> **SHORT PROBLEM**
Single out the lines that include the word "components". Copy them.

+ + +

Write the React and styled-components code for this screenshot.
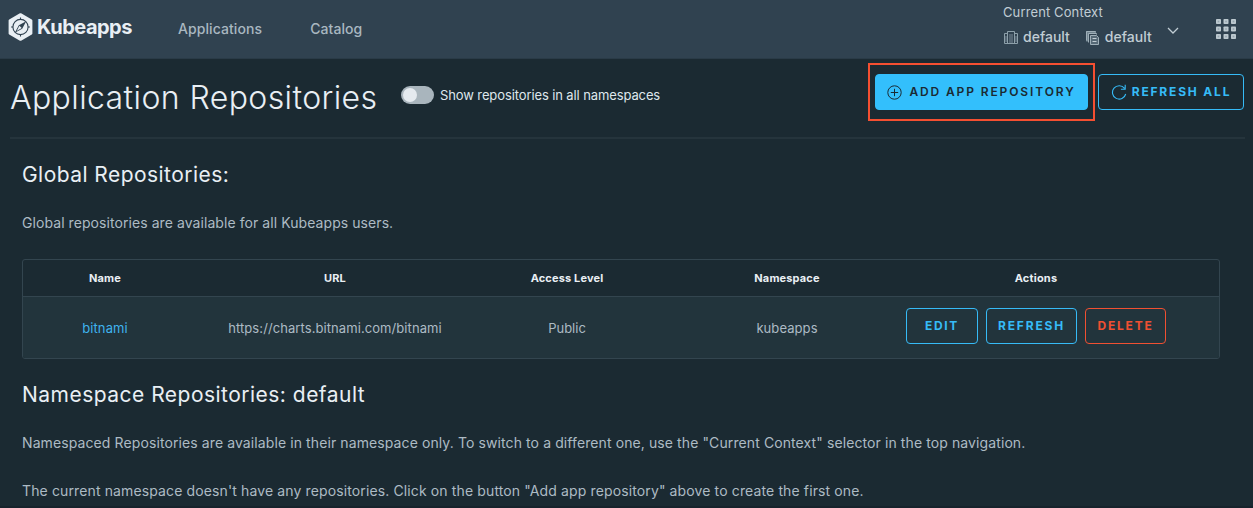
import React from 'react';
import styled, { createGlobalStyle } from 'styled-components';

const GlobalStyle = createGlobalStyle`
  * { box-sizing: border-box; }
  html, body { margin: 0; }
  body {
    background: #1b2a32;
    color: #adbbc4;
    font-family: Inter, "Open Sans", sans-serif;
    font-size: 14px;
    overflow: hidden;
  }
`;

const Page = styled.div`
  height: 508px;
  border-bottom: 2px solid #17232c;
  overflow: hidden;
`;

const Text = styled.span`
  display: inline-block;
  white-space: nowrap;
  letter-spacing: ${(p) => p.$track || 0}px;
`;

const Header = styled.header`
  display: flex;
  height: 59px;
  background: #304250;
  border-bottom: 1px solid #2a3b47;
`;

const Brand = styled.a`
  display: flex;
  align-items: center;
  width: 154px;
  height: 54px;
  padding-left: 8px;
  gap: 4px;
  color: #e9eff4;
  font-size: 20px;
  font-weight: 700;
`;

const Nav = styled.nav`
  display: flex;
  flex: 1;
  height: 57px;
`;

const NavLink = styled.a`
  display: flex;
  align-items: center;
  padding: 0 24px;
  color: #a9b7c0;
  font-weight: 500;
`;

const Context = styled.div`
  display: flex;
  width: 206px;
  color: #c1cdd4;
`;

const ContextBody = styled.div`
  width: 164px;
  padding-top: 4px;
`;

const ContextLabel = styled.div`
  height: 17px;
  font-size: 13px;
  line-height: 17px;
`;

const ContextValues = styled.div`
  display: flex;
  align-items: center;
  height: 31px;
  gap: 15px;
`;

const ContextValue = styled.span`
  display: flex;
  align-items: center;
  gap: 4px;
  font-weight: 500;
  svg {
    margin-top: 2px;
  }
`;

const Chevron = styled.svg`
  margin-top: 27px;
`;

const AppsButton = styled.button`
  display: flex;
  align-items: flex-start;
  width: 44px;
  padding: 19px 0 0 7px;
  border: 0;
  background: none;
`;

const TitleBar = styled.section`
  display: flex;
  align-items: flex-start;
  justify-content: space-between;
  height: 80px;
  margin: 0 8px 0 10px;
  border-bottom: 2px solid #25343c;
`;

const TitleGroup = styled.div`
  display: flex;
  align-items: center;
  height: 76px;
`;

const Title = styled.h1`
  width: 391px;
  margin: 0;
  color: #e9eff4;
  font-size: 32px;
  font-weight: 300;
`;

const Toggle = styled.label`
  display: flex;
  align-items: center;
  gap: 6px;
  color: #dfe7ec;
  font-size: 13px;
  padding-bottom: 4px;
`;

const Switch = styled.span`
  width: 33px;
  height: 18px;
  padding: 2px;
  border-radius: 9px;
  background: #a9b5bd;
  &::before {
    content: '';
    display: block;
    width: 14px;
    height: 14px;
    border-radius: 50%;
    background: #e5eaef;
  }
`;

const Actions = styled.div`
  display: flex;
  padding-top: 4px;
`;

const Highlight = styled.div`
  width: 227px;
  height: 58px;
  padding: 9px 5px;
  border: 2px solid #f54f31;
`;

const tones = {
  outline: { line: '#36bbf7', fill: 'transparent', text: '#36bbf7' },
  primary: { line: '#33bffc', fill: '#33bffc', text: '#1b2a32' },
  danger: { line: '#f05032', fill: 'transparent', text: '#f05032' },
};

const Button = styled.button`
  display: flex;
  align-items: center;
  justify-content: center;
  flex: none;
  width: ${(p) => p.$width}px;
  height: 36px;
  padding: 0;
  gap: ${(p) => p.$gap || 0}px;
  border: 1px solid ${(p) => tones[p.$tone].line};
  border-radius: 4px;
  background: ${(p) => tones[p.$tone].fill};
  color: ${(p) => tones[p.$tone].text};
  font: ${(p) => p.$weight || 700} 12px Inter, sans-serif;
  ${Text} {
    padding-bottom: 2px;
  }
`;

const RefreshSlot = styled.div`
  padding: 11px 1px 0 3px;
`;

const Main = styled.main`
  padding: 21px 33px 0 22px;
`;

const SectionTitle = styled.h2`
  height: 30px;
  margin: 0;
  color: #e9eff4;
  font-size: 21px;
  line-height: 30px;
  font-weight: 400;
`;

const Paragraph = styled.p`
  height: 24px;
  margin: ${(p) => p.$top}px 0 0;
  line-height: 24px;
`;

const Table = styled.div`
  height: 100px;
  margin: 24px 0 21px;
  border: 1px solid #33454f;
  border-radius: 3px;
  overflow: hidden;
`;

const Row = styled.div`
  display: grid;
  grid-template-columns: 164px 296px 168px 272px 226px;
  align-items: center;
  justify-items: center;
`;

const HeadRow = styled(Row)`
  height: 37px;
  border-bottom: 1px solid #33454f;
  color: #e9eff4;
  font-size: 11px;
  font-weight: 700;
`;

const BodyRow = styled(Row)`
  height: 62px;
  padding-bottom: 1px;
  background: #22343c;
  font-size: 13px;
`;

const Link = styled.a`
  color: #3fb3ee;
`;

const RowActions = styled.div`
  display: flex;
  justify-self: start;
  gap: 8px;
  margin: -3px 0 0 -17px;
`;

const Logo = () => (
  <svg width="25" height="28" viewBox="0 0 25 28">
    <path d="M12.5 1.4 23.2 7.5v13L12.5 26.6 1.8 20.5v-13z" fill="#e9eff4" stroke="#e9eff4" strokeWidth="2.4" strokeLinejoin="round" />
    <circle cx="12.5" cy="14" r="7.6" fill="none" stroke="#304250" strokeWidth="1.1" />
    <path d="M12.5 4.6v2M12.5 21.4v2M3.1 14h2M19.9 14h2" stroke="#304250" strokeWidth="1.1" />
    <path d="m18.2 8.2-7.4 4-4 7.6 7.4-4z" fill="#304250" />
    <path d="m11.4 12.8 2.3 2.3-5 2.9z" fill="#e9eff4" />
  </svg>
);

const ClusterIcon = () => (
  <svg width="16" height="16" viewBox="0 0 16 16" fill="none" stroke="#8da0aa">
    <path d="M4.5 3.5h-3v10h13v-10h-3" />
    <path d="M4.5 14V1.5h7V14" />
    <path d="M7 4v9.5M9 4v9.5M3 6v6M13 6v6" strokeWidth=".8" />
  </svg>
);

const NamespaceIcon = () => (
  <svg width="16" height="16" viewBox="0 0 16 16" fill="none" stroke="#9fafb8">
    <path d="M1 1h9.5v2H4v8.5H1z" fill="#71848f" stroke="none" />
    <path d="M1.5 10.5v-9h9v1M3.5 12.5v-9h8v1" />
    <path d="M5.5 5.5h6l2 2v7h-8z" fill="#566976" />
    <path d="M7.5 8.5h4M7.5 11.5h4" stroke="#c1cdd4" />
  </svg>
);

const AppsIcon = () => (
  <svg width="20" height="20" viewBox="0 0 20 20">
    {[0, 7.5, 15].map((y) =>
      [0, 7.5, 15].map((x) => (
        <g key={`${x}-${y}`}>
          <rect x={x} y={y} width="5" height="5" rx=".8" fill="#bcc8cf" />
          <rect x={x + 1.7} y={y + 1.7} width="1.6" height="1.6" fill="#95a5af" />
        </g>
      )),
    )}
  </svg>
);

const PlusIcon = () => (
  <svg width="15" height="15" viewBox="0 0 15 15" fill="none" stroke="#1b2a32">
    <circle cx="7.5" cy="7.5" r="6.7" />
    <path d="M7.5 3.8v7.4M3.8 7.5h7.4" />
  </svg>
);

const RefreshIcon = () => (
  <svg width="16" height="16" viewBox="0 0 16 16" fill="none" stroke="#36bbf7" strokeWidth="1.1">
    <path d="M13.5 4.3A6.7 6.7 0 1 0 14.7 10M14.2 .8v4.4H9.9" />
  </svg>
);

export default function App() {
  return (
    <Page>
      <GlobalStyle />
      <Header>
        <Brand><Logo /><Text $track={-0.5}>Kubeapps</Text></Brand>
        <Nav>
          <NavLink><Text $track={0.08}>Applications</Text></NavLink>
          <NavLink><Text $track={0.08}>Catalog</Text></NavLink>
        </Nav>
        <Context>
          <ContextBody>
            <ContextLabel><Text $track={0.12}>Current Context</Text></ContextLabel>
            <ContextValues>
              <ContextValue><ClusterIcon /><Text>default</Text></ContextValue>
              <ContextValue><NamespaceIcon /><Text>default</Text></ContextValue>
            </ContextValues>
          </ContextBody>
          <Chevron width="12" height="8" viewBox="0 0 12 8" fill="none" stroke="#c1cdd4" strokeWidth="1.3">
            <path d="m1 1 5 5 5-5" />
          </Chevron>
        </Context>
        <AppsButton aria-label="Apps"><AppsIcon /></AppsButton>
      </Header>
      <TitleBar>
        <TitleGroup>
          <Title><Text $track={0.4}>Application Repositories</Text></Title>
          <Toggle><Switch /><Text $track={-0.11}>Show repositories in all namespaces</Text></Toggle>
        </TitleGroup>
        <Actions>
          <Highlight>
            <Button $tone="primary" $width={213} $gap={7} $weight={600}><PlusIcon /><Text $track={1.88}>ADD APP REPOSITORY</Text></Button>
          </Highlight>
          <RefreshSlot>
            <Button $tone="outline" $width={146} $gap={5}><RefreshIcon /><Text $track={1.82}>REFRESH ALL</Text></Button>
          </RefreshSlot>
        </Actions>
      </TitleBar>
      <Main>
        <SectionTitle><Text $track={0.45}>Global Repositories:</Text></SectionTitle>
        <Paragraph $top={21}><Text $track={0.07}>Global repositories are available for all Kubeapps users.</Text></Paragraph>
        <Table>
          <HeadRow>
            <Text $track={0.2}>Name</Text>
            <Text $track={0.1}>URL</Text>
            <Text $track={0.15}>Access Level</Text>
            <Text $track={0.15}>Namespace</Text>
            <Text $track={0.2}>Actions</Text>
          </HeadRow>
          <BodyRow>
            <Link><Text $track={0.08}>bitnami</Text></Link>
            <Text $track={0.08}>https://charts.bitnami.com/bitnami</Text>
            <Text>Public</Text>
            <Text $track={0.08}>kubeapps</Text>
            <RowActions>
              <Button $tone="outline" $width={72}><Text $track={1.7}>EDIT</Text></Button>
              <Button $tone="outline" $width={91}><Text $track={1.8}>REFRESH</Text></Button>
              <Button $tone="danger" $width={81}><Text $track={1.8}>DELETE</Text></Button>
            </RowActions>
          </BodyRow>
        </Table>
        <SectionTitle><Text $track={0.48}>Namespace Repositories: default</Text></SectionTitle>
        <Paragraph $top={21}><Text $track={0.1}>Namespaced Repositories are available in their namespace only. To switch to a different one, use the "Current Context" selector in the top navigation.</Text></Paragraph>
        <Paragraph $top={24}><Text $track={0.125}>The current namespace doesn't have any repositories. Click on the button "Add app repository" above to create the first one.</Text></Paragraph>
      </Main>
    </Page>
  );
}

+ + +

> **PROBLEM SOLUTION**
Write the React and styled-components code for this screenshot.
import styled, { createGlobalStyle } from 'styled-components';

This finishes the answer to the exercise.